The invention relates to heat exchanger tube having a longitudinal tube axis; axially parallel or helically circumferential continuous fins are formed from the tube wall on the outer tube face and/or inner tube face, and continuous primary grooves are formed between adjacent fins; the fins have at least one structured zone on the outer tube face and/or inner tube face, said structured zone being provided with a plurality of projections which project from the surface an have a height such that the projections are separated by notches. According to the invention, the projections are arranged in groups which are periodically repeated along the extension of the fin. Furthermore, at least two notches between the projections within the group have a varying notch depth in a fin.

Claims

1. A heat exchanger tube having a longitudinal tube axis, the heat exchanger tube comprising: a tube wall, an outer tube face and an inner tube face; axially parallel or helically circumferential fins disposed on at least one of the outer tube face or the inner tube face, the fins being formed from the tube wall and extending longitudinally and continuously along the tube wall; continuously extending primary grooves formed between respectively adjacent fins; the fins having at least one structured region on the at least one outer tube face or inner tube face, each structured region having a multiplicity of projections which project from the at least one outer tube face or inner tube face with a projection height, wherein adjacent projections are separated by notch formations and each notch formation has a notch depth; the projections being arranged in groups, the groups periodically repeating longitudinally along the respective fin; and each group including at least two notch formations with notch depths different from one another, each of the two notch formations being disposed between two adjacent projections within the respective group.

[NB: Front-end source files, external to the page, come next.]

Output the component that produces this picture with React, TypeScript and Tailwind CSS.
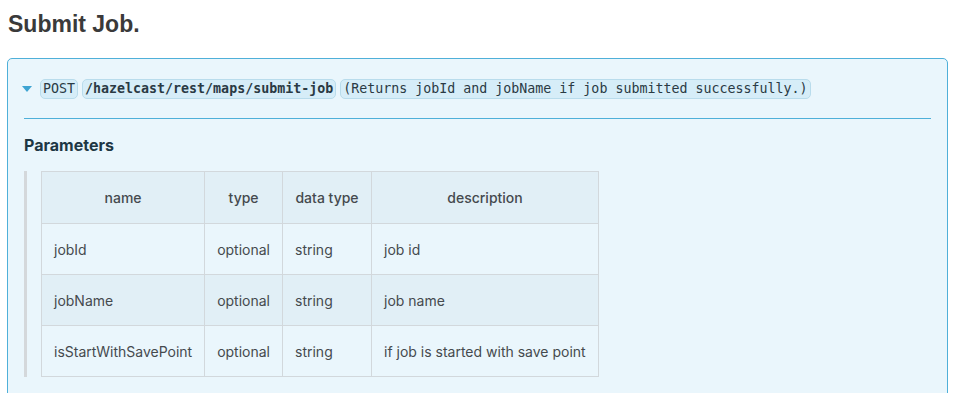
import React from "react";

const ROWS = [
  { name: "jobId", type: "optional", dataType: "string", description: "job id" },
  { name: "jobName", type: "optional", dataType: "string", description: "job name" },
  { name: "isStartWithSavePoint", type: "optional", dataType: "string", description: "if job is started with save point" },
];

function Code({ children, bold = false }: { children: React.ReactNode; bold?: boolean }) {
  return (
    <code
      className={`inline-block rounded-[5px] border border-[#b9dcec] bg-[#d6edf8] px-[2px] text-[13.3px] leading-[18px] text-[#2a3a44] ${bold ? "font-bold" : ""}`}
      style={{ fontFamily: '"DejaVu Sans Mono", monospace' }}
    >
      {children}
    </code>
  );
}

export default function App() {
  return (
    <div className="h-[393px] overflow-hidden bg-white px-[7px] pt-[9px]" style={{ fontFamily: "Inter, sans-serif" }}>
      <h2 className="pl-[1px] text-[23px] font-bold leading-[30px] text-[#3a3a3a]" style={{ fontFamily: '"Liberation Sans", Arial, sans-serif' }}>
        Submit Job.
      </h2>

      <div className="mt-[19px] w-[941px] rounded-[5px] border border-[#4fb0d9] bg-[#eaf6fc] px-4 pb-6">
        {/* summary */}
        <div className="flex items-center gap-[4px] border-b border-[#4fb0d9] pb-[19px] pt-[20px]">
          <svg width="10" height="7" viewBox="0 0 10 7" className="ml-[-2px] mr-[4px]">
            <path d="M0 0 L10 0 L5 6 Z" fill="#3ea4d2" />
          </svg>
          <Code>POST</Code>
          <Code bold>/hazelcast/rest/maps/submit-job</Code>
          <Code>(Returns jobId and jobName if job submitted successfully.)</Code>
        </div>

        <h3 className="mt-[16px] text-[16px] font-bold leading-[20px] text-[#1e3744]">Parameters</h3>

        <div className="mt-[16px] border-l-[3px] border-[#d4d8db] pl-[14px]">
          <table className="border-collapse text-[14px] text-[#454a4e]">
            <thead>
              <tr className="h-[52px] bg-[#e1eff6]">
                <th className="w-[163px] border border-[#d2d8dc] font-medium">name</th>
                <th className="w-[76px] border border-[#d2d8dc] font-medium">type</th>
                <th className="w-[89px] border border-[#d2d8dc] font-medium">data type</th>
                <th className="w-[227px] border border-[#d2d8dc] font-medium">description</th>
              </tr>
            </thead>
            <tbody>
              {ROWS.map((r, i) => (
                <tr key={r.name} className={`h-[51px] ${i % 2 === 1 ? "bg-[#e1eff6]" : "bg-[#eaf6fc]"}`}>
                  <td className="border border-[#d2d8dc] px-3">{r.name}</td>
                  <td className="border border-[#d2d8dc] px-3">{r.type}</td>
                  <td className="border border-[#d2d8dc] px-3">{r.dataType}</td>
                  <td className="border border-[#d2d8dc] px-3">{r.description}</td>
                </tr>
              ))}
            </tbody>
          </table>
        </div>
      </div>
    </div>
  );
}
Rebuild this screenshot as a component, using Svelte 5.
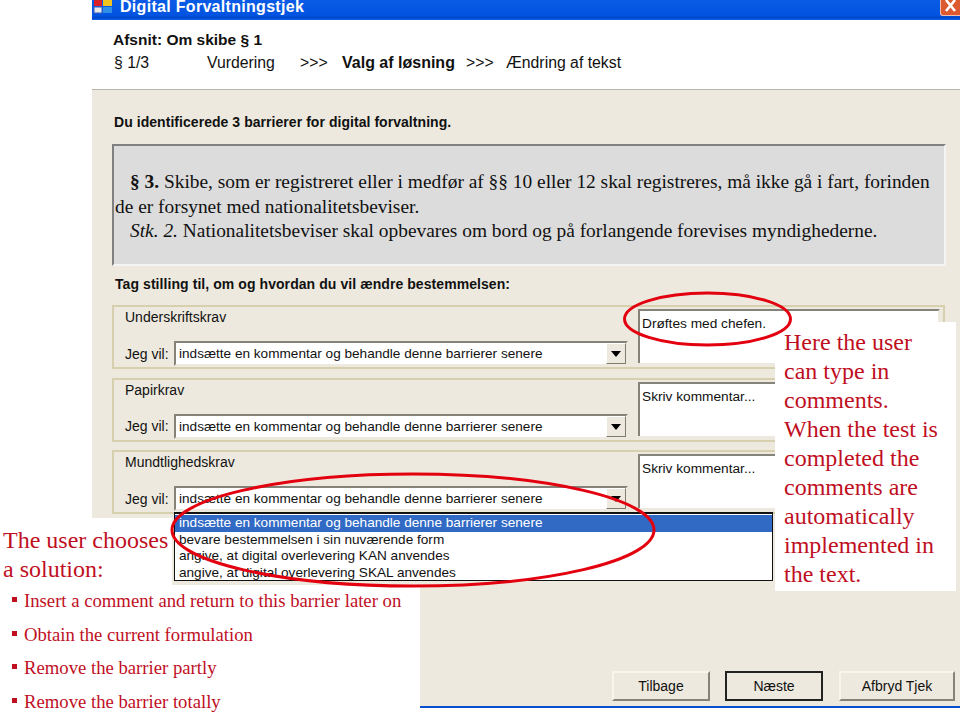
<script>
	const groups = [
		{ name: 'Underskriftskrav', comment: 'Drøftes med chefen.' },
		{ name: 'Papirkrav', comment: 'Skriv kommentar...' },
		{ name: 'Mundtlighedskrav', comment: 'Skriv kommentar...', open: true }
	];
	const options = [
		'indsætte en kommentar og behandle denne barrierer senere',
		'bevare bestemmelsen i sin nuværende form',
		'angive, at digital overlevering KAN anvendes',
		'angive, at digital overlevering SKAL anvendes'
	];
	const solutions = [
		'Insert a comment and return to this barrier later on',
		'Obtain the current formulation',
		'Remove the barrier partly',
		'Remove the barrier totally'
	];
</script>

<div class="page">
	<div class="window">
		<div class="titlebar">
			<svg class="app-icon" width="20" height="14" viewBox="0 0 20 14">
				<rect x="1" y="0" width="8" height="6" fill="#d8202a" />
				<rect x="10" y="0" width="9" height="6" fill="#f2c21f" />
				<rect x="1" y="7" width="8" height="6" fill="#e8e8e8" stroke="#3a5fc0" />
				<rect x="10" y="7" width="9" height="6" fill="#2f8fe8" />
			</svg>
			<span class="title">Digital Forvaltningstjek</span>
			<div class="close">
				<svg width="19" height="15" viewBox="0 0 19 15">
					<path d="M5 0 L14 11 M14 0 L5 11" stroke="#fff" stroke-width="2.6" />
				</svg>
			</div>
		</div>

		<div class="header">
			<div class="section">Afsnit: Om skibe § 1</div>
			<div class="steps">
				<span class="s-page">§ 1/3</span>
				<span class="s-eval">Vurdering</span>
				<span class="s-arrow">&gt;&gt;&gt;</span>
				<b class="s-cur">Valg af løsning</b>
				<span class="s-arrow2">&gt;&gt;&gt;</span>
				<span>Ændring af tekst</span>
			</div>
		</div>

		<div class="body">
			<h2 class="intro">Du identificerede 3 barrierer for digital forvaltning.</h2>
			<div class="law">
				<p class="indent"><b>§ 3.</b> Skibe, som er registreret eller i medfør af §§ 10 eller 12 skal registreres, må ikke gå i fart, forinden de er forsynet med nationalitetsbeviser.</p>
				<p class="indent"><i>Stk. 2.</i> Nationalitetsbeviser skal opbevares om bord og på forlangende forevises myndighederne.</p>
			</div>
			<h2 class="ask">Tag stilling til, om og hvordan du vil ændre bestemmelsen:</h2>

			<div class="groups">
				{#each groups as g}
					<div class="group">
						<div class="choice">
							<div class="g-name">{g.name}</div>
							<div class="g-row">
								<span class="jeg">Jeg vil:</span>
								<div class="combo">
									<span class="value">{options[0]}</span>
									<span class="arrow"></span>
									{#if g.open}
										<ul class="list">
											{#each options as o, i}
												<li class:sel={i === 0}>{o}</li>
											{/each}
										</ul>
									{/if}
								</div>
							</div>
						</div>
						<div class="comment">{g.comment}</div>
					</div>
				{/each}
			</div>

			<div class="buttons">
				<button class="b1">Tilbage</button>
				<button class="b2">Næste</button>
				<button class="b3">Afbryd Tjek</button>
			</div>
		</div>
	</div>

	<div class="note-right">
		Here the user can type in comments. When the test is completed the comments are automatically implemented in the text.
	</div>

	<div class="note-left">
		<div class="lead">The user chooses<br />a solution:</div>
		<ul class="bullets">
			{#each solutions as s}
				<li>{s}</li>
			{/each}
		</ul>
	</div>

	<svg class="marks" width="960" height="720" viewBox="0 0 960 720">
		<ellipse cx="707.5" cy="319" rx="83" ry="26" />
		<ellipse cx="413" cy="530" rx="241" ry="56" />
	</svg>
</div>

<style>
	:global(body) {
		margin: 0;
		background: #fff;
	}

	.page {
		position: relative;
		width: 960px;
		height: 720px;
		overflow: hidden;
		font-family: 'Liberation Sans', sans-serif;
		font-size: 14px;
		color: #111;
	}

	.window {
		margin-left: 92px;
		height: 708px;
		display: flex;
		flex-direction: column;
		border-bottom: 2px solid #0a4fd0;
		box-sizing: border-box;
	}

	.titlebar {
		height: 20px;
		flex: none;
		display: flex;
		align-items: flex-start;
		gap: 7px;
		background: linear-gradient(#0a5ce6, #0053e0 80%, #0044c8 88%, #0a62f0);
		color: #fff;
	}

	.app-icon {
		flex: none;
		margin-left: 1px;
	}

	.title {
		font-size: 16px;
		font-weight: bold;
		line-height: 13px;
		letter-spacing: 0.3px;
	}

	.close {
		margin-left: auto;
		width: 19px;
		height: 15px;
		background: #dd5a30;
		border-left: 1px solid #f0c0b0;
		border-bottom: 1px solid #f0c0b0;
		border-bottom-left-radius: 3px;
		box-sizing: content-box;
	}

	.close svg {
		display: block;
	}

	.header {
		height: 70px;
		flex: none;
		box-sizing: border-box;
		padding: 12px 0 0 21px;
		background: #fff;
		border-bottom: 1px solid #b8b5a8;
	}

	.section {
		font-size: 15.5px;
		font-weight: bold;
		line-height: 16px;
	}

	.steps {
		display: flex;
		margin-top: 7px;
		padding-left: 1px;
		font-size: 15.8px;
		line-height: 16px;
	}

	.steps > * {
		flex: none;
	}

	.s-page {
		width: 93px;
	}

	.s-eval {
		width: 93px;
	}

	.s-arrow {
		width: 42px;
	}

	.s-cur {
		width: 124px;
		font-size: 16px;
	}

	.s-arrow2 {
		width: 40px;
	}

	.body {
		flex: 1;
		display: flex;
		flex-direction: column;
		background: #ede9de;
		padding: 0 5px 5px 20px;
	}

	h2 {
		margin: 0;
		font-size: 14px;
		line-height: 16px;
	}

	.intro {
		margin: 24px 0 0 2px;
		letter-spacing: 0.05px;
	}

	.law {
		margin-top: 14px;
		width: 834px;
		height: 122px;
		box-sizing: border-box;
		padding: 24px 8px 0 1px;
		background: #dcdcdc;
		border: 2px solid;
		border-color: #808080 #f4f4f4 #f4f4f4 #808080;
		font-family: 'Liberation Serif', serif;
		font-size: 19.4px;
		line-height: 24.5px;
	}

	.law p {
		margin: 0;
	}

	.indent {
		text-indent: 15px;
	}

	.ask {
		margin: 10px 0 0 3px;
		letter-spacing: 0.07px;
	}

	.groups {
		display: flex;
		flex-direction: column;
		gap: 8.5px;
		margin-top: 13px;
	}

	.group {
		width: 833px;
		height: 64px;
		box-sizing: border-box;
		display: flex;
		border: 2px solid #d6d0ae;
	}

	.choice {
		width: 522px;
		flex: none;
		padding-left: 11px;
		box-sizing: border-box;
		display: flex;
		flex-direction: column;
	}

	.g-name {
		line-height: 16px;
		margin-top: 2px;
	}

	.g-row {
		display: flex;
		align-items: center;
		margin-top: 16px;
	}

	.jeg {
		width: 49px;
		flex: none;
	}

	.combo {
		position: relative;
		width: 454px;
		height: 25px;
		flex: none;
		box-sizing: border-box;
		display: flex;
		align-items: center;
		justify-content: space-between;
		background: #fff;
		border: 2px solid;
		border-color: #85827a #ede9de #ede9de #85827a;
		padding-left: 3px;
		font-size: 13.6px;
	}

	.value {
		white-space: nowrap;
	}

	.arrow {
		width: 20px;
		height: 21px;
		box-sizing: border-box;
		position: relative;
		background: #ede9de;
		border: 1px solid;
		border-color: #fff #7f7c70 #7f7c70 #fff;
	}

	.arrow::after {
		content: '';
		position: absolute;
		left: 4px;
		top: 7px;
		border: 5px solid transparent;
		border-top: 6px solid #000;
		border-bottom: 0;
	}

	.list {
		position: absolute;
		z-index: 2;
		left: -2px;
		top: 24px;
		width: 599px;
		height: 69px;
		box-sizing: border-box;
		margin: 0;
		padding: 1px 0 0;
		list-style: none;
		background: #fff;
		border: 1px solid #111;
		border-top-width: 2px;
		line-height: 16.7px;
	}

	.list li {
		padding-left: 4px;
		white-space: nowrap;
	}

	.list .sel {
		background: #316ac5;
		color: #fff;
	}

	.comment {
		margin: 2px 3px 0 2px;
		flex: 1;
		height: 54px;
		box-sizing: border-box;
		background: #fff;
		border: 2px solid;
		border-color: #85827a #ede9de #ede9de #85827a;
		border-bottom: 0;
		padding: 5px 2px;
		font-size: 13.7px;
		line-height: 16px;
	}

	.buttons {
		margin-top: auto;
		display: flex;
	}

	.buttons button {
		flex: none;
		height: 30px;
		padding: 0;
		font: inherit;
		color: #111;
		background: #ede9de;
		border: 2px solid;
		border-color: #f8f6ec #85827a #85827a #f8f6ec;
	}

	.b1 {
		width: 98px;
		margin-left: 500px;
	}

	.buttons .b2 {
		width: 98px;
		margin-left: 15px;
		border-color: #222;
	}

	.b3 {
		width: 116px;
		margin-left: 16px;
	}

	.note-right {
		position: absolute;
		z-index: 3;
		left: 775px;
		top: 322px;
		width: 181px;
		height: 269px;
		box-sizing: border-box;
		padding: 6px 9px;
		background: #fff;
		font-family: 'Liberation Serif', serif;
		font-size: 24px;
		line-height: 29px;
		color: #bf0f1f;
	}

	.note-left {
		position: absolute;
		z-index: 3;
		left: 0;
		top: 518px;
		width: 420px;
		color: #bf0f1f;
		font-family: 'Liberation Serif', serif;
		pointer-events: none;
	}

	.lead {
		width: 172px;
		height: 67px;
		box-sizing: border-box;
		padding: 8px 0 0 3px;
		background: #fff;
		font-size: 24px;
		line-height: 29px;
		white-space: nowrap;
	}

	.bullets {
		margin: 0;
		height: 135px;
		box-sizing: border-box;
		padding: 6px 0 0 24px;
		list-style: none;
		background: #fff;
		font-size: 18.7px;
		line-height: 20px;
	}

	.bullets li {
		position: relative;
		margin-bottom: 13.6px;
	}

	.bullets li::before {
		content: '';
		position: absolute;
		left: -12px;
		top: 6px;
		width: 5px;
		height: 5px;
		background: #bf0f1f;
	}

	.marks {
		position: absolute;
		z-index: 4;
		left: 0;
		top: 0;
		pointer-events: none;
	}

	.marks ellipse {
		fill: none;
		stroke: #e3000f;
		stroke-width: 3;
	}
</style>
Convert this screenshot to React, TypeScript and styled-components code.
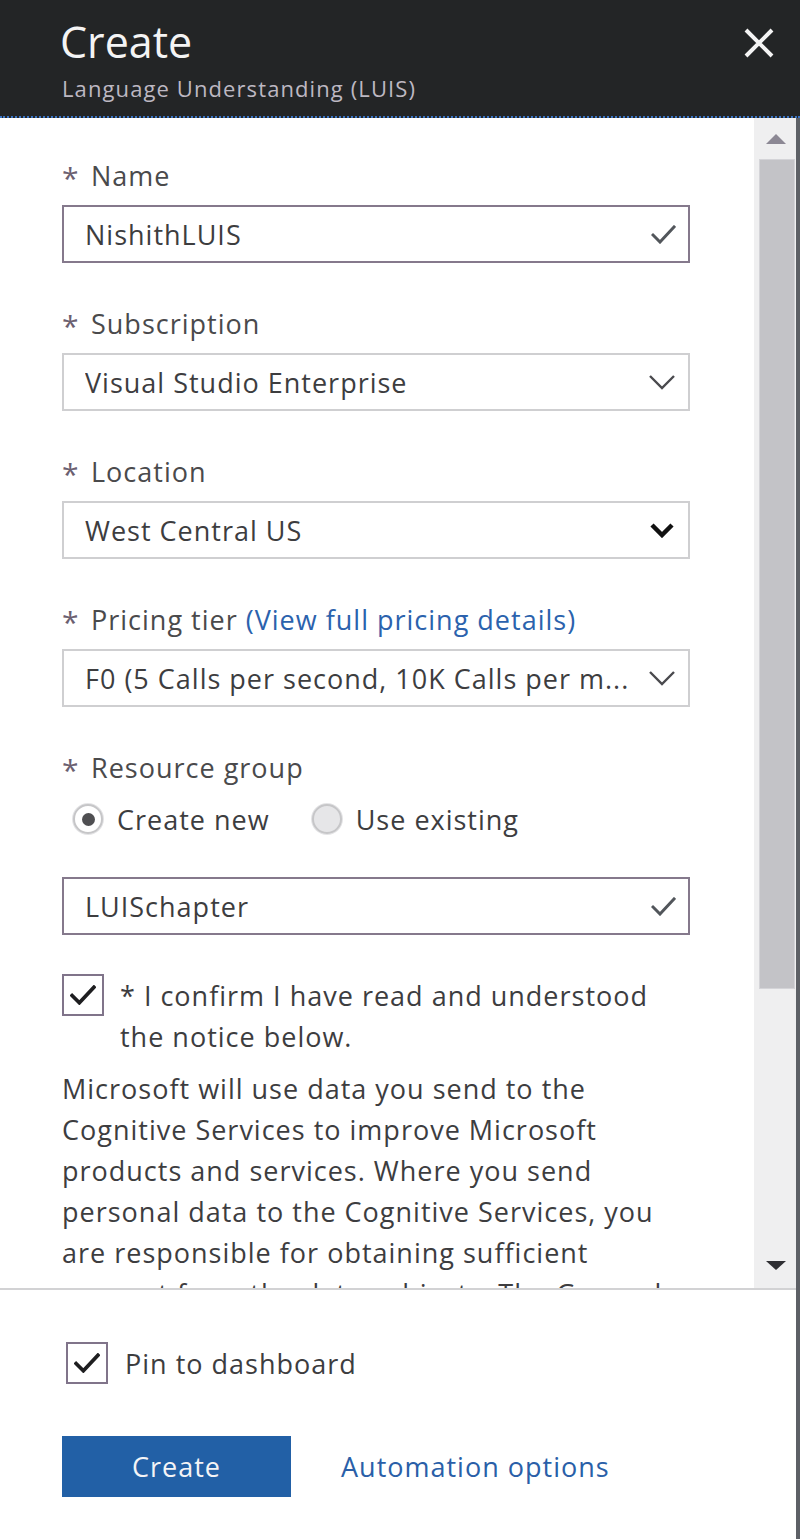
import React from "react";
import styled, { createGlobalStyle } from "styled-components";

const GlobalStyle = createGlobalStyle`
  html, body { margin: 0; padding: 0; background: #ffffff; }
  body { font-family: "Open Sans", "Noto Sans", "Liberation Sans", sans-serif; }
  * { box-sizing: border-box; }
`;

const Panel = styled.div`
  width: 800px;
  height: 1539px;
  display: flex;
  flex-direction: column;
  background: #ffffff;
  overflow: hidden;
`;

const Header = styled.header`
  height: 118px;
  flex: none;
  background: #232526;
  border-bottom: 2px dotted #3a74c4;
  display: flex;
  align-items: flex-start;
  justify-content: space-between;
  padding: 12px 24px 0 60px;
`;

const Titles = styled.div`
  display: flex;
  flex-direction: column;
`;

const Title = styled.h1`
  margin: 0;
  font-size: 43px;
  font-weight: 400;
  color: #f4f4f4;
  line-height: 60px;
`;

const Subtitle = styled.div`
  font-size: 22px;
  color: #bdb8c2;
  line-height: 28px;
  margin-top: 2px;
  padding-left: 2px;
  letter-spacing: 1.1px;
`;

const CloseButton = styled.button`
  background: none;
  border: none;
  padding: 0;
  margin-top: 14px;
  width: 34px;
  height: 34px;
  display: flex;
  align-items: center;
  justify-content: center;
  cursor: pointer;
`;

const Body = styled.div`
  flex: 1;
  display: flex;
  flex-direction: column;
  border-right: 4px solid #5d6066;
  min-height: 0;
  font-size: 27px;
  letter-spacing: 1px;
  color: #3d3d3f;
`;

const Main = styled.div`
  height: 1172px;
  flex: none;
  display: flex;
  flex-direction: row;
  border-bottom: 2px solid #d2d2d4;
`;

const Content = styled.div`
  flex: 1;
  overflow: hidden;
  padding: 40px 64px 0 62px;
  display: flex;
  flex-direction: column;
  & > * { flex-shrink: 0; }
`;

const Field = styled.div<{ $gap?: number }>`
  display: flex;
  flex-direction: column;
  gap: 11px;
  margin-bottom: ${(p) => p.$gap ?? 43}px;
`;

const Label = styled.div`
  height: 36px;
  line-height: 36px;
  color: #4a4a4c;
  display: flex;
  align-items: center;
  white-space: nowrap;
`;

const Star = styled.span`
  color: #6b6070;
  font-size: 30px;
  width: 29px;
  flex: none;
  margin-top: 4px;
`;

const Link = styled.span`
  color: #2b62ad;
`;

const Box = styled.div<{ $strong?: boolean }>`
  height: 58px;
  flex: none;
  border: ${(p) => (p.$strong ? "2px solid #85798c" : "2px solid #cfcfd1")};
  display: flex;
  align-items: center;
  justify-content: space-between;
  padding: 0 12px 0 21px;
  background: #fff;
`;

const BoxText = styled.span`
  white-space: nowrap;
  overflow: hidden;
`;

const RadioRow = styled.div`
  height: 36px;
  display: flex;
  align-items: center;
  padding-left: 11px;
  margin: 15px 0 40px;
`;

const RadioOption = styled.label`
  display: flex;
  align-items: center;
  gap: 14px;
  margin-right: 42px;
`;

const RadioCircle = styled.span<{ $checked?: boolean }>`
  width: 30px;
  height: 30px;
  border-radius: 50%;
  border: 2px solid #c6c6c8;
  background: ${(p) => (p.$checked ? "#ffffff" : "#e6e6e8")};
  box-shadow: 0 0 0 1px #e4e4e6;
  display: flex;
  align-items: center;
  justify-content: center;
  &::after {
    content: "";
    width: 13px;
    height: 13px;
    border-radius: 50%;
    background: ${(p) => (p.$checked ? "#4f4f52" : "transparent")};
  }
`;

const ConfirmRow = styled.div`
  display: flex;
  align-items: flex-start;
  gap: 16px;
  margin-top: 39px;
`;

const CheckBox = styled.span`
  width: 42px;
  height: 42px;
  flex: none;
  border: 2px solid #80748a;
  display: flex;
  align-items: center;
  justify-content: center;
  background: #fff;
`;

const ConfirmText = styled.div`
  line-height: 41px;
  margin-top: 1px;
  white-space: nowrap;
`;

const Notice = styled.p`
  margin: 11px 0 0;
  line-height: 41px;
  white-space: nowrap;
`;

const Scrollbar = styled.div`
  width: 42px;
  flex: none;
  background: #efeff0;
  display: flex;
  flex-direction: column;
  align-items: center;
  padding-top: 16px;
`;

const Arrow = styled.div<{ $down?: boolean }>`
  width: 0;
  height: 0;
  border-left: 10px solid transparent;
  border-right: 10px solid transparent;
  ${(p) =>
    p.$down
      ? "border-top: 9px solid #2f2f33;"
      : "border-bottom: 10px solid #8c8894;"}
  margin-left: 2px;
`;

const Thumb = styled.div`
  width: 36px;
  height: 830px;
  margin: 15px 0 0 4px;
  background: #c3c3c7;
  border: 1px solid #d4d4d8;
`;

const Spacer = styled.div`
  flex: 1;
`;

const DownWrap = styled.div`
  padding-bottom: 18px;
`;

const Footer = styled.footer`
  flex: 1;
  display: flex;
  flex-direction: column;
  padding: 52px 0 0 62px;
`;

const PinRow = styled.div`
  display: flex;
  align-items: center;
  gap: 17px;
  padding-left: 4px;
`;

const Actions = styled.div`
  display: flex;
  align-items: center;
  gap: 50px;
  margin-top: 52px;
`;

const PrimaryButton = styled.button`
  width: 229px;
  height: 61px;
  background: #2260a6;
  border: none;
  color: #f4f4f6;
  font-family: inherit;
  font-size: 27px;
  letter-spacing: 1px;
  cursor: pointer;
`;

const TextLink = styled.a`
  color: #2a5fa8;
  text-decoration: none;
`;

const Check = ({ w = 25, h = 19, color = "#52565b", sw = 3 }) => (
  <svg width={w} height={h} viewBox="0 0 25 19" fill="none">
    <path d="M2 10 L9 17 L23 2" stroke={color} strokeWidth={sw} strokeLinecap="square" strokeLinejoin="miter" />
  </svg>
);

const Chevron = ({ bold = false }) => (
  <svg width="28" height="16" viewBox="0 0 28 16" fill="none">
    <path
      d={bold ? "M4 3 L14 13 L24 3" : "M2 2 L14 14 L26 2"}
      stroke={bold ? "#111" : "#4a4a4e"}
      strokeWidth={bold ? 4.5 : 2.4}
    />
  </svg>
);

export default function App() {
  return (
    <>
      <GlobalStyle />
      <Panel>
        <Header>
          <Titles>
            <Title>Create</Title>
            <Subtitle>Language Understanding (LUIS)</Subtitle>
          </Titles>
          <CloseButton aria-label="Close">
            <svg width="32" height="32" viewBox="0 0 32 32">
              <path d="M3 3 L29 29 M29 3 L3 29" stroke="#f4f4f4" strokeWidth="4" />
            </svg>
          </CloseButton>
        </Header>
        <Body>
          <Main>
            <Content>
              <Field>
                <Label><Star>*</Star>Name</Label>
                <Box $strong>
                  <BoxText>NishithLUIS</BoxText>
                  <Check />
                </Box>
              </Field>
              <Field>
                <Label><Star>*</Star>Subscription</Label>
                <Box>
                  <BoxText>Visual Studio Enterprise</BoxText>
                  <Chevron />
                </Box>
              </Field>
              <Field>
                <Label><Star>*</Star>Location</Label>
                <Box>
                  <BoxText>West Central US</BoxText>
                  <Chevron bold />
                </Box>
              </Field>
              <Field>
                <Label>
                  <Star>*</Star>Pricing tier&nbsp;<Link>(View full pricing details)</Link>
                </Label>
                <Box>
                  <BoxText>F0 (5 Calls per second, 10K Calls per m...</BoxText>
                  <Chevron />
                </Box>
              </Field>
              <Field $gap={0}>
                <Label><Star>*</Star>Resource group</Label>
              </Field>
              <RadioRow>
                <RadioOption><RadioCircle $checked />Create new</RadioOption>
                <RadioOption><RadioCircle />Use existing</RadioOption>
              </RadioRow>
              <Box $strong>
                <BoxText>LUISchapter</BoxText>
                <Check />
              </Box>
              <ConfirmRow>
                <CheckBox><Check w={26} h={20} color="#1e1e20" sw={3.5} /></CheckBox>
                <ConfirmText>
                  * I confirm I have read and understood
                  <br />
                  the notice below.
                </ConfirmText>
              </ConfirmRow>
              <Notice>
                Microsoft will use data you send to the
                <br />
                Cognitive Services to improve Microsoft
                <br />
                products and services. Where you send
                <br />
                personal data to the Cognitive Services, you
                <br />
                are responsible for obtaining sufficient
                <br />
                consent from the data subjects. The General
              </Notice>
            </Content>
            <Scrollbar>
              <Arrow />
              <Thumb />
              <Spacer />
              <DownWrap>
                <Arrow $down />
              </DownWrap>
            </Scrollbar>
          </Main>
          <Footer>
            <PinRow>
              <CheckBox><Check w={26} h={20} color="#1e1e20" sw={3.5} /></CheckBox>
              Pin to dashboard
            </PinRow>
            <Actions>
              <PrimaryButton>Create</PrimaryButton>
              <TextLink href="#">Automation options</TextLink>
            </Actions>
          </Footer>
        </Body>
      </Panel>
    </>
  );
}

2. The heat exchanger tube as claimed in claim 1, wherein the notch depth of the two notch formations vary from one another by at least 10%.

3. The heat exchanger tube as claimed in claim 1, wherein a maximum notch depth extends at as far as the tube wall.

4. The heat exchanger tube as claimed in claim 1, wherein the notch formations are formed between the primary grooves by making cuts into the fins at a cutting depth transversely with respect to a longitudinal extent of the fin to form fin segments and by raising the fin segments in a main orientation along the longitudinal extent of the fin profile.

5. The heat exchanger tube as claimed in claim 4, wherein at least one of the projections of each group protrudes from the main orientation over an adjacent one of the primary grooves.

6. The heat exchanger tube as claimed in claim 1, wherein a sub-section of the fin is unchanged between the groups.

7. The heat exchanger tube as claimed in claim 1, wherein some of the projections have a surface parallel to the longitudinal tube axis at a location furthest away from the tube wall.

8. The heat exchanger tube as claimed in claim 1, wherein the projections vary with respect to one another in projection height, shape and orientation.

9. The heat exchanger tube as claimed in claim 1, wherein at least one of the projections has a face facing away from the tube wall and a tip running to a pointy at the face.

10. The heat exchanger tube as claimed in claim 1, wherein at least one of the projections has a face facing away from the tube wall and a curved tip on the face, the curved tip having a local curvature radius which decreases starting from the tube wall as a distance from the tube wall increases.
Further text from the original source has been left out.